- Court: High Court
- Full case name: Cumbrian Newspapers Group Ltd v Cumberland & Westmorland Herald Newspaper & Printing Co Ltd
- Citation: [1986] BCLC 286

Case opinions
- Scott J

Keywords
- Share, class rights

= Cumbrian Newspapers Group Ltd v Cumberland & Westmoreland Herald Ltd =

1986 UK company law case

Cumbrian Newspapers Group Ltd v Cumberland & Westmorland Herald Newspaper & Printing Co Ltd [1986] BCLC 286 is a UK company law case concerning variation of the class rights attached to shares.

==Facts==
CNG published the Penrith Observer with a 5500 weekly circulation. The chairman Sir John Burgess (as he later became) also had 10.67% of the shares in CWHNP since 1968. Under the constitution CNG had negotiated special rights which it had bargained for in return for closing down a competing paper, the Cumberland Herald, when it had joined, and for acting as CWHNP’s advertising agent.

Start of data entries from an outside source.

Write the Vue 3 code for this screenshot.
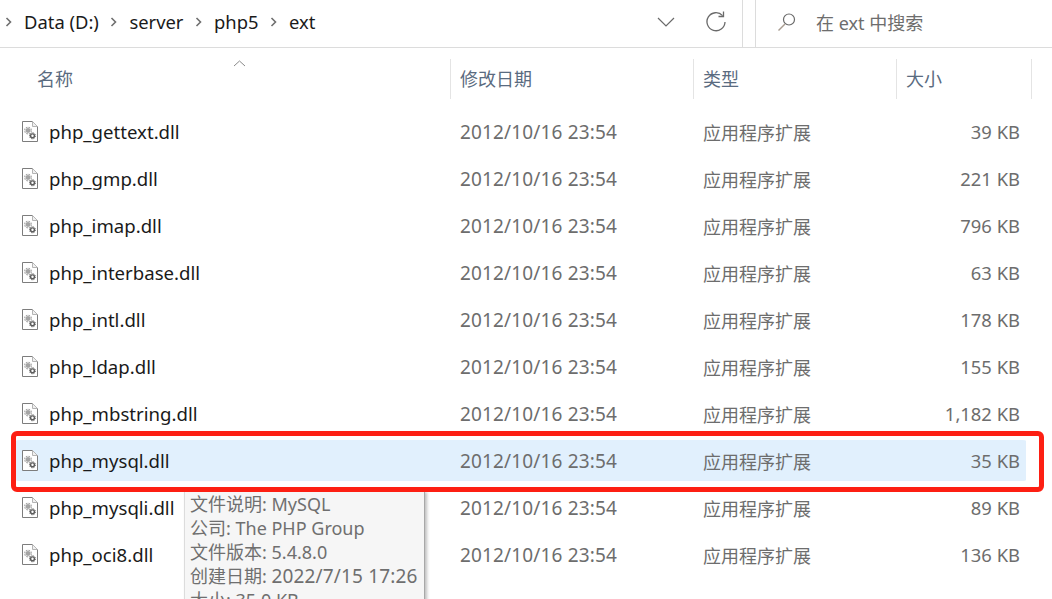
<script setup>
const files = [
  { name: 'php_gettext.dll', size: '39 KB' },
  { name: 'php_gmp.dll', size: '221 KB' },
  { name: 'php_imap.dll', size: '796 KB' },
  { name: 'php_interbase.dll', size: '63 KB' },
  { name: 'php_intl.dll', size: '178 KB' },
  { name: 'php_ldap.dll', size: '155 KB' },
  { name: 'php_mbstring.dll', size: '1,182 KB' },
  { name: 'php_mysql.dll', size: '35 KB', hover: true },
  { name: 'php_mysqli.dll', size: '89 KB' },
  { name: 'php_oci8.dll', size: '136 KB' },
]
const crumbs = ['Data (D:)', 'server', 'php5', 'ext']
const columns = ['修改日期', '类型', '大小']
const tips = [
  { label: '文件说明:', value: 'MySQL' },
  { label: '公司:', value: 'The PHP Group' },
  { label: '文件版本:', value: '5.4.8.0' },
  { label: '创建日期:', value: '2022/7/15 17:26', wide: true },
  { label: '大小:', value: '35.0 KB' },
]
</script>

<template>
  <div class="explorer">
    <div class="topbar">
      <div class="address">
        <div class="crumbs">
          <template v-for="c in crumbs" :key="c">
            <svg class="chev" width="8" height="12" viewBox="0 0 8 12">
              <path d="M1.5 2 L5.5 6 L1.5 10" fill="none" stroke="#6f6f6f" stroke-width="1.6" />
            </svg>
            <span class="crumb">{{ c }}</span>
          </template>
        </div>
        <svg class="drop" width="18" height="10" viewBox="0 0 18 10">
          <path d="M1 1 L9 9 L17 1" fill="none" stroke="#6a6a6a" stroke-width="1.2" />
        </svg>
        <svg class="refresh" width="22" height="22" viewBox="0 0 22 22">
          <path d="M17.6 4.6 A9 9 0 1 0 20 11" fill="none" stroke="#6a6a6a" stroke-width="1.3" />
          <path d="M18.5 0.5 V5.5 H13.5" fill="none" stroke="#6a6a6a" stroke-width="1.3" />
        </svg>
      </div>
      <div class="search">
        <svg width="20" height="20" viewBox="0 0 20 20">
          <circle cx="12" cy="7.5" r="5.5" fill="none" stroke="#6a6a6a" stroke-width="1.2" />
          <path d="M8 12 L1.5 18.5" fill="none" stroke="#a89c90" stroke-width="1.4" />
        </svg>
        <span class="search-text">在 ext 中搜索</span>
      </div>
    </div>

    <div class="header">
      <svg class="sort" width="13" height="7" viewBox="0 0 13 7">
        <path d="M1 6 L6.5 1 L12 6" fill="none" stroke="#8a8a8a" stroke-width="1" />
      </svg>
      <div class="col col-name">名称</div>
      <div class="col col-date">{{ columns[0] }}</div>
      <div class="col col-type">{{ columns[1] }}</div>
      <div class="col col-size">{{ columns[2] }}</div>
    </div>

    <div class="list">
      <div v-for="f in files" :key="f.name" class="row" :class="{ hover: f.hover }">
        <div class="cell-name">
          <svg class="file-icon" width="18" height="23" viewBox="0 0 18 23">
            <path d="M1.5 1.5 H11.5 L16.5 6.5 V21.5 H1.5 Z" fill="#fff" stroke="#7d7d7d" />
            <path d="M11.5 1.5 V6.5 H16.5" fill="#f0f0f0" stroke="#b4b4b4" />
            <circle cx="7" cy="10.5" r="2.4" fill="#a4a4a4" />
            <circle cx="7" cy="10.5" r="3.3" fill="none" stroke="#a4a4a4" stroke-width="1.2" stroke-dasharray="1.6 1" />
            <circle cx="11.5" cy="15.8" r="1.9" fill="#fff" stroke="#5c5c5c" stroke-width="1.4" />
            <circle cx="11.5" cy="15.8" r="3" fill="none" stroke="#5c5c5c" stroke-width="1" stroke-dasharray="1.3 1" />
          </svg>
          <span class="fname">{{ f.name }}</span>
        </div>
        <div class="cell cell-date">2012/10/16 23:54</div>
        <div class="cell cell-type">应用程序扩展</div>
        <div class="cell cell-size">{{ f.size }}</div>
      </div>
    </div>

    <div class="tooltip">
      <div v-for="t in tips" :key="t.label">
        {{ t.label }} <span :class="{ wide: t.wide }">{{ t.value }}</span>
      </div>
    </div>
    <div class="redbox"></div>
  </div>
</template>

<style>
html, body {
  margin: 0;
  background: #fff;
  overflow: hidden;
}
</style>

<style scoped>
.explorer {
  position: relative;
  width: 1052px;
  height: 599px;
  overflow: hidden;
  background: #fff;
  font-family: "Noto Sans", "Noto Sans CJK SC", sans-serif;
  font-size: 18px;
  color: #6d6d6d;
}
.topbar {
  display: flex;
  justify-content: space-between;
  height: 47px;
  border-bottom: 1px solid #dcdcdc;
}
.address {
  display: flex;
  align-items: center;
  width: 743px;
  padding-bottom: 4px;
  box-sizing: border-box;
  border-right: 1px solid #dcdcdc;
}
.crumbs {
  display: flex;
  align-items: center;
  padding-left: 5px;
  flex: 1;
  color: #1a1a1a;
  font-size: 18.4px;
}
.chev {
  margin-right: 11px;
}
.crumb {
  margin-right: 11.5px;
}
.drop {
  margin-right: 30px;
}
.refresh {
  margin-right: 15px;
}
.search {
  display: flex;
  align-items: center;
  gap: 19px;
  width: 297px;
  padding-bottom: 4px;
  border-left: 1px solid #dcdcdc;
  box-sizing: border-box;
}
.search svg {
  margin-left: 21px;
}
.header {
  position: relative;
  display: flex;
  height: 40px;
  margin-top: 11px;
  line-height: 41px;
  color: #5a6b80;
}
.sort {
  position: absolute;
  left: 233px;
  top: 1px;
}
.col {
  box-sizing: border-box;
  padding-left: 9px;
  border-right: 1px solid #e4e4e4;
}
.col-name {
  width: 451px;
  padding-left: 37px;
}
.col-date {
  width: 243px;
}
.col-type {
  width: 203px;
}
.col-size {
  width: 135px;
}
.list {
  margin-top: 9px;
}
.row {
  display: flex;
  align-items: center;
  box-sizing: border-box;
  height: 47px;
  border-top: 3px solid transparent;
  border-bottom: 3px solid transparent;
  margin-left: 16px;
  width: 1010px;
  background-clip: padding-box;
  border-radius: 4px;
}
.row.hover {
  background-color: #e1f0fd;
}
.cell-name {
  display: flex;
  align-items: center;
  width: 444px;
  color: #1a1a1a;
  font-size: 18.6px;
}
.file-icon {
  margin-left: 5px;
  margin-right: 10px;
}
.cell-date {
  width: 243px;
  font-size: 19px;
  letter-spacing: 0.15px;
}
.cell-type {
  width: 203px;
}
.cell-size {
  width: 114px;
  text-align: right;
  font-size: 18.4px;
}
.tooltip {
  position: absolute;
  left: 184px;
  top: 491px;
  width: 241px;
  height: 120px;
  box-sizing: border-box;
  padding: 1px 0 0 5px;
  background: #f6f6f6;
  border-left: 1px solid #dcdcdc;
  border-right: 1px solid #a8a8a8;
  box-shadow: 2px 1px 3px rgba(0, 0, 0, 0.25);
  line-height: 24px;
  color: #6f6f6f;
}
.wide {
  font-size: 19px;
  letter-spacing: 0.15px;
}
.redbox {
  position: absolute;
  left: 11px;
  top: 431px;
  width: 1033px;
  height: 61px;
  box-sizing: border-box;
  border: 5px solid #fd1f13;
  border-radius: 6px;
}
</style>
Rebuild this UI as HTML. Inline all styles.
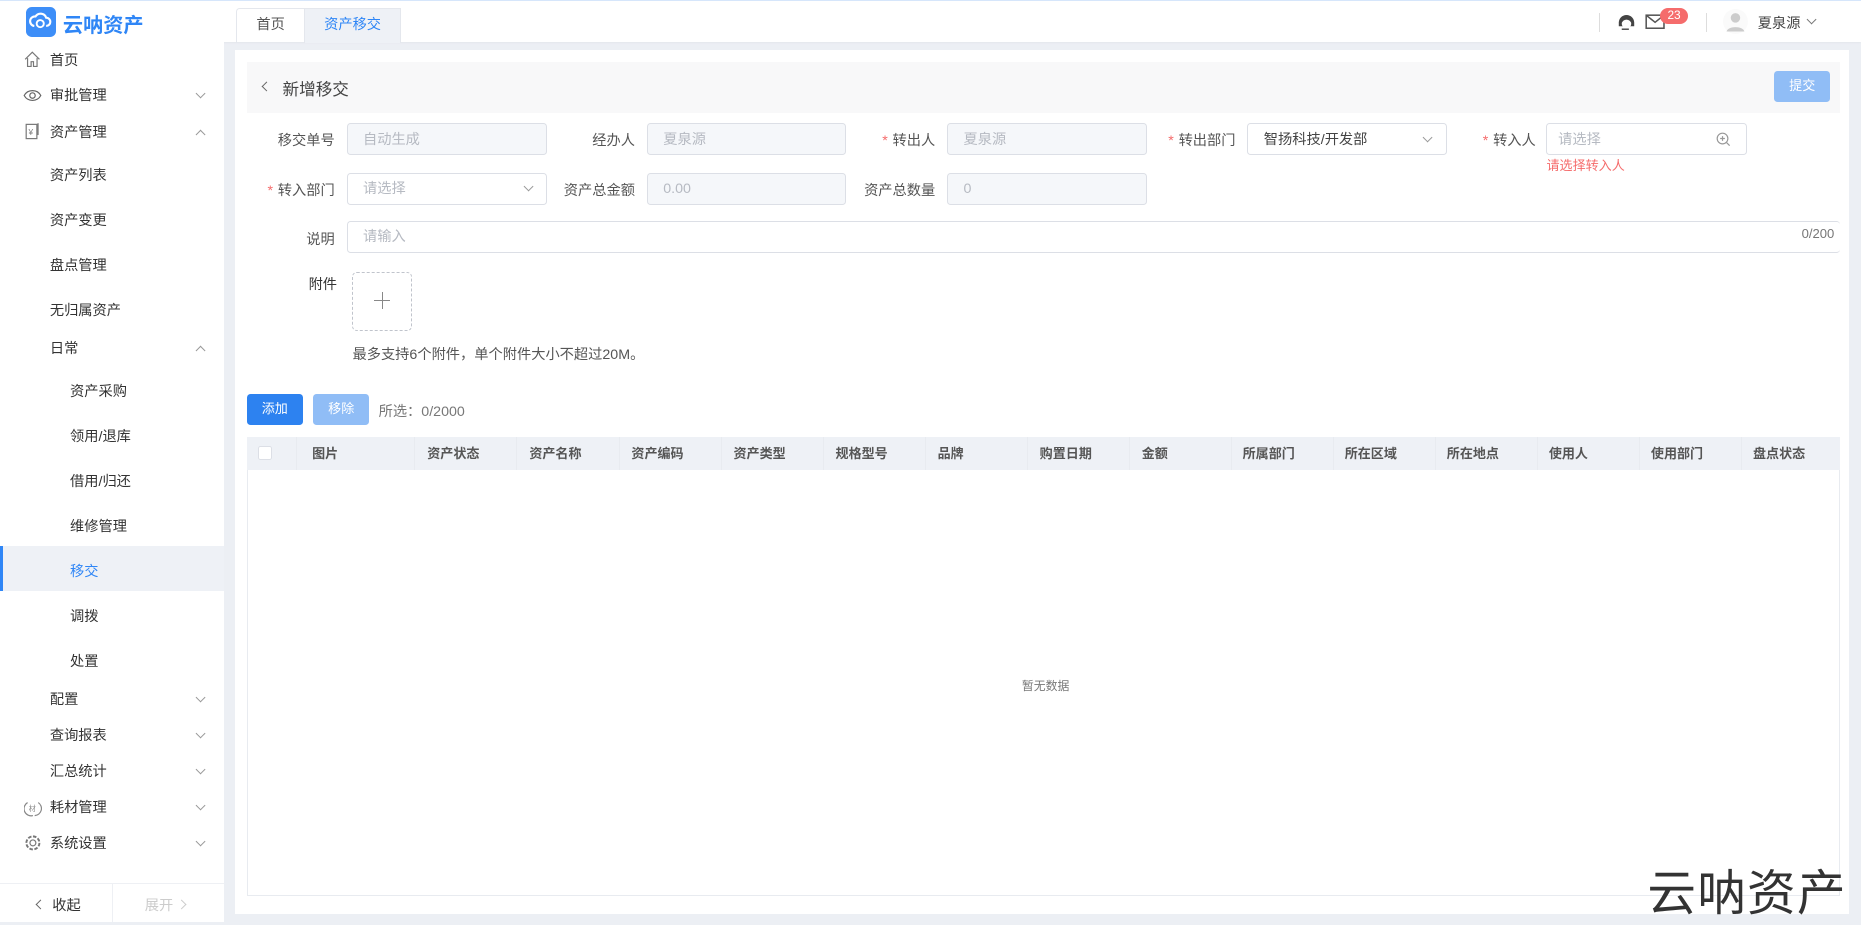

It had the right to preferences on unissued shares (article 5) to not be subject to have a transfer of shares to it refused by the directors (article 7) pre emption rights (article 9) and the right to appoint a director if shareholding remained above 10% (article 12). The CWHNP directors wanted to cancel CNG’s special rights. CNG argued they were class rights that could only be varied with its consent.

==Judgment==
Scott J held that the CNG's rights as a shareholder could not be varied without its consent because they were class rights when they were conferred ‘special rights on one or more of its members in the capacity of member or shareholder’. He set out three main categories of "special rights" that might exist: (1) rights annexed to shares (2) rights for particular people under the constitution, and (3) rights unattached to particular shares but conferring a benefit on a group of members. Strictly they could not fall into the first category of rights ‘annexed to’ particular shares, because CNG’s special rights came from the constitution. A second classification of right might be like that in Eley v Positive Government Security Life Assurance Co Ltd but they were not like that either. A third category involves rights or benefits that, although not attached to any particular shares, were nonetheless conferred on the beneficiary in the capacity of member or shareholder of the company.’ These are in this category. It is like the rights in Bushell v Faith. Enforcement of such rights depends simply on the possession of some shares, except article 12 which would appear to require 10% for enforcement. But what did the legislature mean with the phrase ‘rights attached to a class of shares’? ‘It would, in my opinion, be surprising and unsatisfactory if class rights contained in articles were to be at the mercy of a special resolution majority at a general meeting, unless they were rights attached to particular shares.’ So, he said that the phrase ‘was intended by the legislature to cater for the variation or abrogation of any special rights given by the memorandum or articles of a company to any class of members, that is to say, not only rights falling into the first category I have described, but also rights falling into the third category.’

The court also held that this applied not just to rights, but also to obligations. So in Rayfield v Hands [1960] Ch 1 the obligation of shareholders who were directors to purchase the shares of non-director shareholders on request was enforceable on the same basis as a class right (or class obligation) of the director-shareholders.